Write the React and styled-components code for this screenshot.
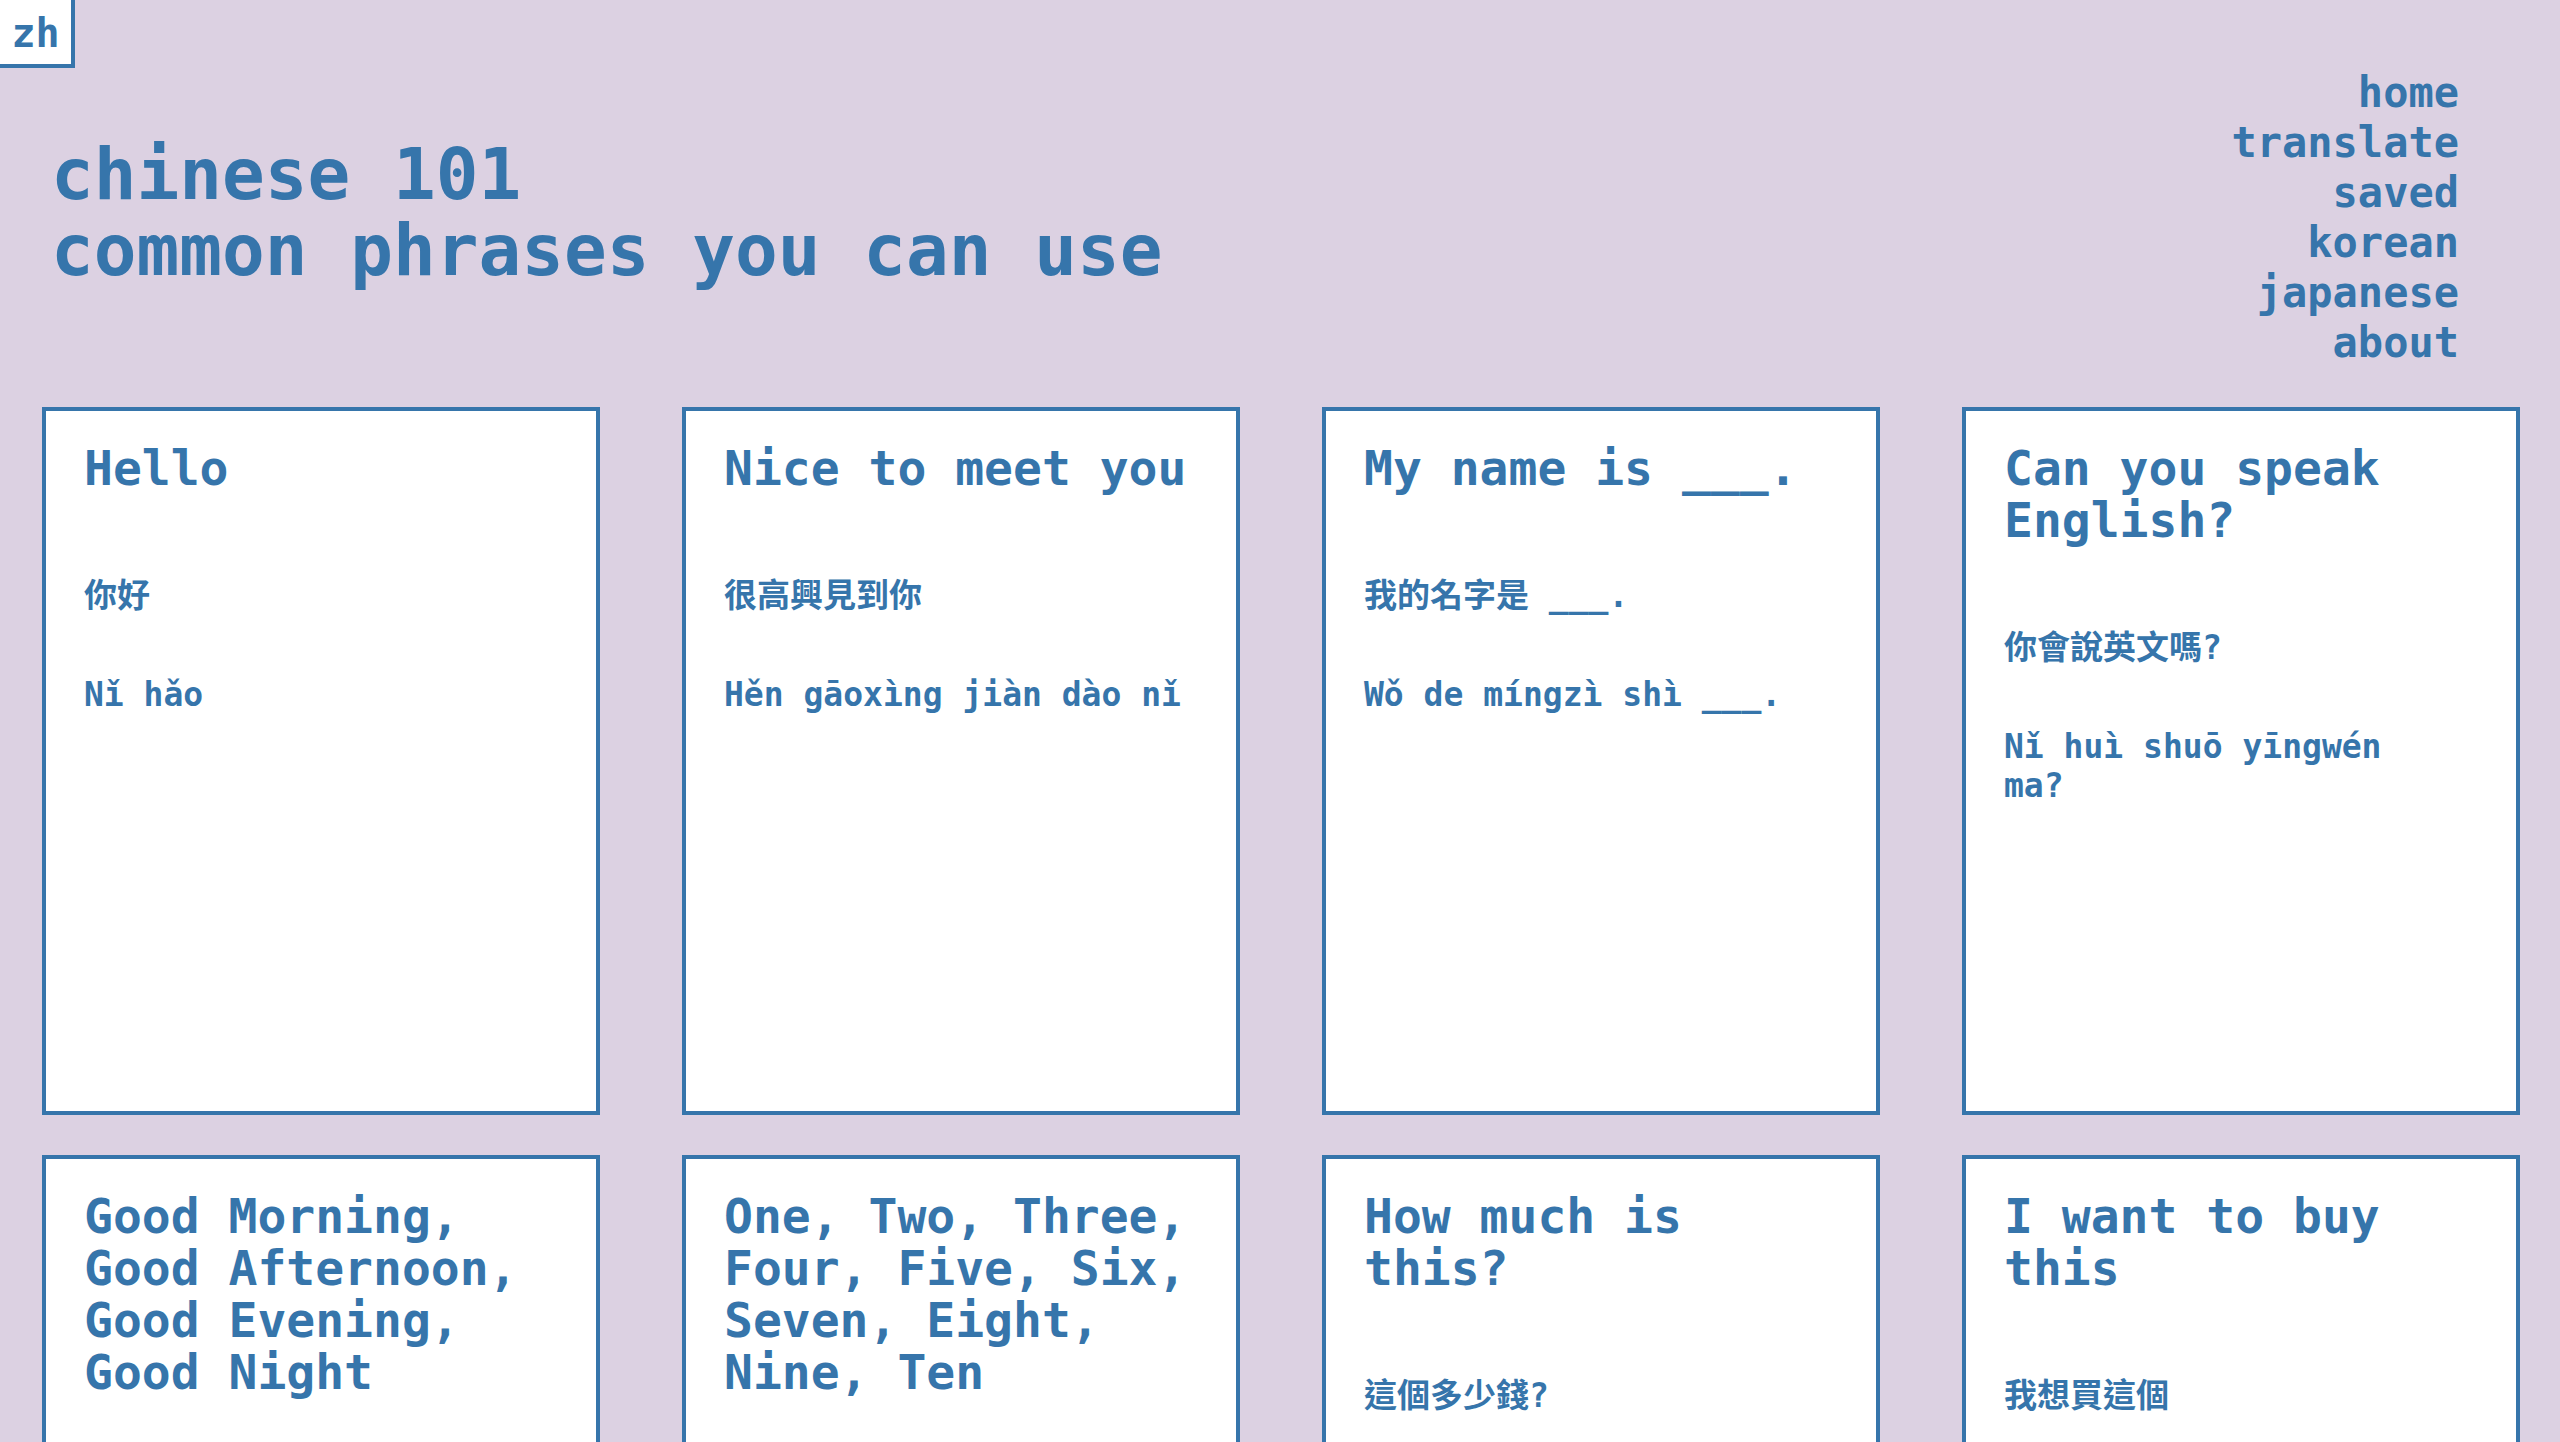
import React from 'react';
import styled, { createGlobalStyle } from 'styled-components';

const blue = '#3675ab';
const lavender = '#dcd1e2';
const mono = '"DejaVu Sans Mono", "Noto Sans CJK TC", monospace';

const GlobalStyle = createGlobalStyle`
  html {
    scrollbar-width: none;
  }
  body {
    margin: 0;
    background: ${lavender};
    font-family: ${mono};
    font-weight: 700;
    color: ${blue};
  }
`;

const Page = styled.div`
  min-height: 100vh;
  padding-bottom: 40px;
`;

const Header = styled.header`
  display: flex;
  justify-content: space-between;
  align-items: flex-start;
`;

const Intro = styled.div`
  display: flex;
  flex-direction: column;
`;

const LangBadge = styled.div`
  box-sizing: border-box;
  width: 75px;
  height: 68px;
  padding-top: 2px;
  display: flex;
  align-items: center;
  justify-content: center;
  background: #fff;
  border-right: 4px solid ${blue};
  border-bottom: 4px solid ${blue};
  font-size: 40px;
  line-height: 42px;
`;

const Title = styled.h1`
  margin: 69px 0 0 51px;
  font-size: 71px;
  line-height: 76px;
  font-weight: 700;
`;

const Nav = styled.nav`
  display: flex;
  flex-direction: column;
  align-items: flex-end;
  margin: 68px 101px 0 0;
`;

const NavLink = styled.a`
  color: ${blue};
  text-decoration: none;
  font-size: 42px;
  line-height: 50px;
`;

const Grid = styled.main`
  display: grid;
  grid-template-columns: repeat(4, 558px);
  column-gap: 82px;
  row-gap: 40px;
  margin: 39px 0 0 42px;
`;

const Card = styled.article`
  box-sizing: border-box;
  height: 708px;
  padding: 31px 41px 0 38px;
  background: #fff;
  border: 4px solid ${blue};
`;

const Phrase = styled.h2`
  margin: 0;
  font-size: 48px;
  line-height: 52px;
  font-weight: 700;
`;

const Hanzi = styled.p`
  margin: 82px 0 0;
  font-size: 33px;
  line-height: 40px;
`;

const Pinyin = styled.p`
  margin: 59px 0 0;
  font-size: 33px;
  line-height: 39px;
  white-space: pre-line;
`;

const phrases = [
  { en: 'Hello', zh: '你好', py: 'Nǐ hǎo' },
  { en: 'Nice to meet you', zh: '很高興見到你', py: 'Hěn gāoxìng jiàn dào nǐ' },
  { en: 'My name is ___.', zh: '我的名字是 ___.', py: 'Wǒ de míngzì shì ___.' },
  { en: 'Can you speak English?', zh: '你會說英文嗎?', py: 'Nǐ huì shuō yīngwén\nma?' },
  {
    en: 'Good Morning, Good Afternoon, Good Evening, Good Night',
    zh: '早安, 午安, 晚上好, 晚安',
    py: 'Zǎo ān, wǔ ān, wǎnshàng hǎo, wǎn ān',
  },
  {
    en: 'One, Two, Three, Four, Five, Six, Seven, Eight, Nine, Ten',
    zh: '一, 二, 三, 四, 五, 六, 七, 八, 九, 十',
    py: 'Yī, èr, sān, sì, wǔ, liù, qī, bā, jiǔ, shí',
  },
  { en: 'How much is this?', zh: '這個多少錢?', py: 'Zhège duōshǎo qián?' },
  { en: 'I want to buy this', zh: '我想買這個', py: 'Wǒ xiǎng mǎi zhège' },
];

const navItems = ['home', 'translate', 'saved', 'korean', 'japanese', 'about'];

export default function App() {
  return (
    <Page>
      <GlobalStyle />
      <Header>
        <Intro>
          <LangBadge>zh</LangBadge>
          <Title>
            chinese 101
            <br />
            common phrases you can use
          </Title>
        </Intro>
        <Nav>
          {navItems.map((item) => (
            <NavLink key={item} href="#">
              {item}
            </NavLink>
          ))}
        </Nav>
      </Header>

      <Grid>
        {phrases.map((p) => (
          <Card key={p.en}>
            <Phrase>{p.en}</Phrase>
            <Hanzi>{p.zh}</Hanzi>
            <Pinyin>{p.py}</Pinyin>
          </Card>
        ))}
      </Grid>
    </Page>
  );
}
--------------------------------
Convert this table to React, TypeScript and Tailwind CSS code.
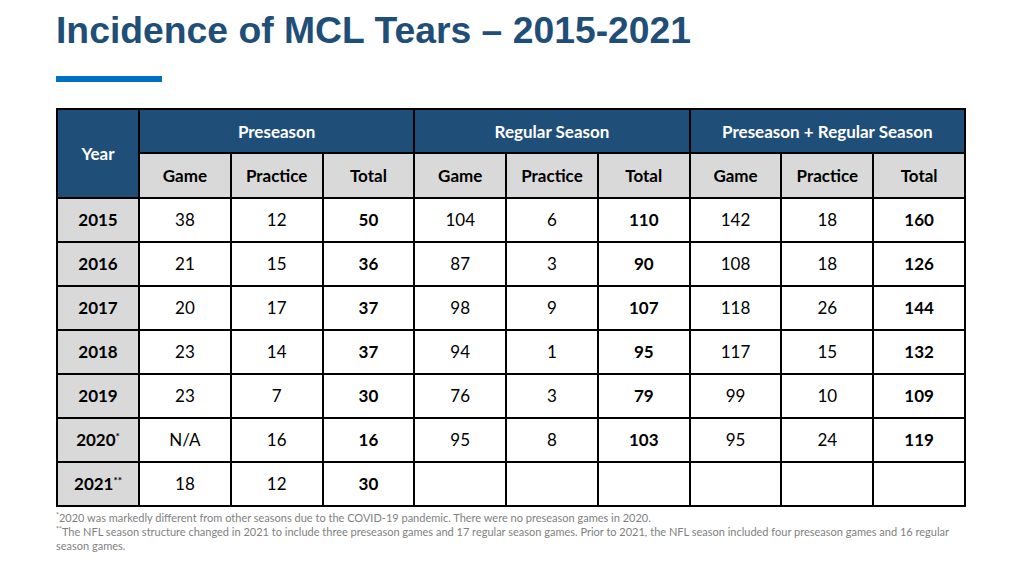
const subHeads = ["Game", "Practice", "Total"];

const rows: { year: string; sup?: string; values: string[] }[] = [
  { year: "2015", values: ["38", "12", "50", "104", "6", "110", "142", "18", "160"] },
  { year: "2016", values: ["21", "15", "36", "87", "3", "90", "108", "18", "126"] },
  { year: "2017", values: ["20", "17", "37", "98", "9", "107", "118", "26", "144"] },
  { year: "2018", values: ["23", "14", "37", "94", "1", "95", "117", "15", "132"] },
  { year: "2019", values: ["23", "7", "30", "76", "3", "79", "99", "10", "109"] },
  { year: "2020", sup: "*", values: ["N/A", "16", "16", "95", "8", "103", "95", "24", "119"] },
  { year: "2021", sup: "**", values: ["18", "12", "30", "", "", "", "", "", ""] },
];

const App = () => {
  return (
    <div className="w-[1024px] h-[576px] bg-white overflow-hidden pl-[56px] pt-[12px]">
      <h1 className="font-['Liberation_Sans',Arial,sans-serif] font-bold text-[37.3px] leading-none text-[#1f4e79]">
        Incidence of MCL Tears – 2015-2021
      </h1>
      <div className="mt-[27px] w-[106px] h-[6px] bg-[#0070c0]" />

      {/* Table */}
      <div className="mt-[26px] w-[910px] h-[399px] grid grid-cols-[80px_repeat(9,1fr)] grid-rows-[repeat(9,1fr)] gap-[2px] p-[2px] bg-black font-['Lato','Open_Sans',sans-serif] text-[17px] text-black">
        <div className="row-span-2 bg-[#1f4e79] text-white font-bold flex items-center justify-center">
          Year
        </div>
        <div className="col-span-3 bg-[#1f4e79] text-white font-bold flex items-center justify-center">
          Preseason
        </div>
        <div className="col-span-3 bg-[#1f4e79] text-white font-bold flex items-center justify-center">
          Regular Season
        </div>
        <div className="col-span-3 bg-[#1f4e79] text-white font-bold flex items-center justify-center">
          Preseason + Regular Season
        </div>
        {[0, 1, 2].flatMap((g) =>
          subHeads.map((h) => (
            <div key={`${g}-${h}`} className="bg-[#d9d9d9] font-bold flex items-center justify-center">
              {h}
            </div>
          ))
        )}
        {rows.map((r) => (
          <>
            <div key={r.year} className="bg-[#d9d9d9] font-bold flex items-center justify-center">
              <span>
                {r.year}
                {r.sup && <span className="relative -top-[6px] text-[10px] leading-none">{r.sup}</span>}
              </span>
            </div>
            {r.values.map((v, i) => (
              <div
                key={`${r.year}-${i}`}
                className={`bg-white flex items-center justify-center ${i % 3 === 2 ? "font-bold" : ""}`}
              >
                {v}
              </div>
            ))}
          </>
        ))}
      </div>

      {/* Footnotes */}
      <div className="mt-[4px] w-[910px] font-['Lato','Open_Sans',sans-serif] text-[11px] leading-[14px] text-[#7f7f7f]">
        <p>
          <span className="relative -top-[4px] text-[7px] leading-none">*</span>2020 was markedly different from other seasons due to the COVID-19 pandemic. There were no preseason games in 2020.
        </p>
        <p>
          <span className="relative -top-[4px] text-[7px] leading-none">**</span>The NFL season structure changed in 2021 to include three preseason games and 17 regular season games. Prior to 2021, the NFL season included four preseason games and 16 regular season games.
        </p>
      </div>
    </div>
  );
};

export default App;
--------------------------------
**WHAT THIS TASK INVOLVES**
Set out every line from the material that contains the string "code".

**ANSWER TO THIS PROBLEM**
Write the React and styled-components code for this screenshot.
Convert this table to React, TypeScript and Tailwind CSS code.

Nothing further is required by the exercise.